A grocery store aisle with shelves stocked with healthy ready-to-eat foods and dietitians advising shoppers about nutritious options.
Grocery Store Foods Dietitians Suddenly Recommend for Busy Nights
Written by Martha Childress on 5/7/2025

Prepped Produce and Fresh Shortcuts

Buying already-prepped produce feels like cheating, but honestly, I don’t care anymore. I walk into the store and grab whatever’s pre-cut, ignoring that little voice saying “just chop it yourself.” I’ve read every dietitian’s blog and, yeah, this stuff is always on the “save your sanity” list.

Ready-to-Eat Fruits and Vegetables

Peeling oranges? Slicing pineapple? No thanks. I grab those tiny plastic tubs of watermelon or apple slices. Yeah, they’re pricier, but if it means I don’t eat chips for dinner, worth it. Dietitians love these for snacks—nutrients stick around as long as you avoid syrup or weird coatings. When seasonal stuff pops up (peach slices in August, pomegranate in winter), I snag it and pretend I’m fancy.

Shelf life? Sometimes disappointing, but I eat them fast enough. If you care about vitamin loss, Harvard Health says it’s not a big deal if you keep things cold. Sliced peppers, baby carrots, cherry tomatoes—zero effort, more veggies, less guilt (Harvard Health on food shortcuts).

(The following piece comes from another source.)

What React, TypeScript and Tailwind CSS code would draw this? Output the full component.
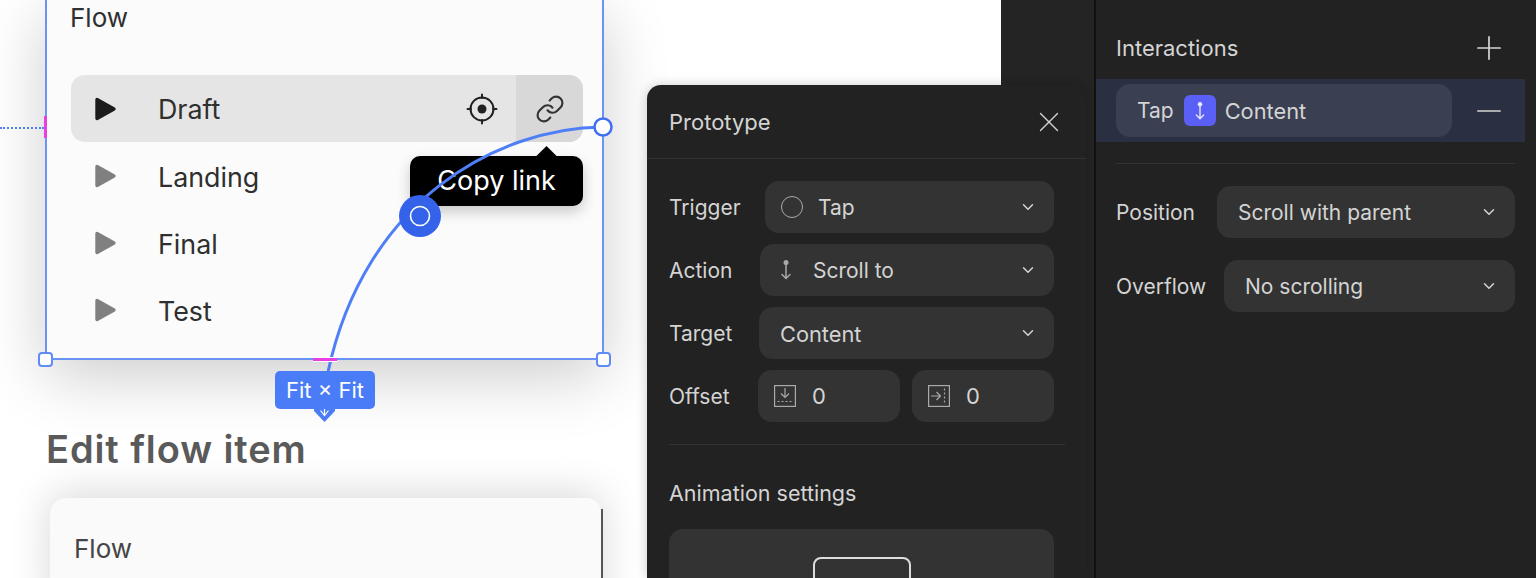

Pre-Cut and Pre-Washed Greens

I keep buying bagged spinach and giant tubs of greens, even though my fridge ends up looking like a failed botany experiment. Washed lettuce myself once—clogged the sink. Never again. Salad kits tempt me, but I dodge the ones with creamy dressings. Dietitians (and The Kitchn) warn about sodium and weird stuff in those kits (dinner shortcut picks).

I asked my own dietitian: pre-washed organic or not? She said, “Whatever gets you to eat a salad.” I throw arugula on everything because some influencer swore it “elevates flavor.” Still waiting. “Triple-washed” labels? I rinse anyway, mostly out of paranoia. Wilted greens? Hard pass, no matter how good the sale is.

Meal Planning and Prepping for Busy Lives

Some nights, meal plans just explode. I try to prep smarter now—less food waste, fewer blank stares at a fridge full of nothing I want to eat.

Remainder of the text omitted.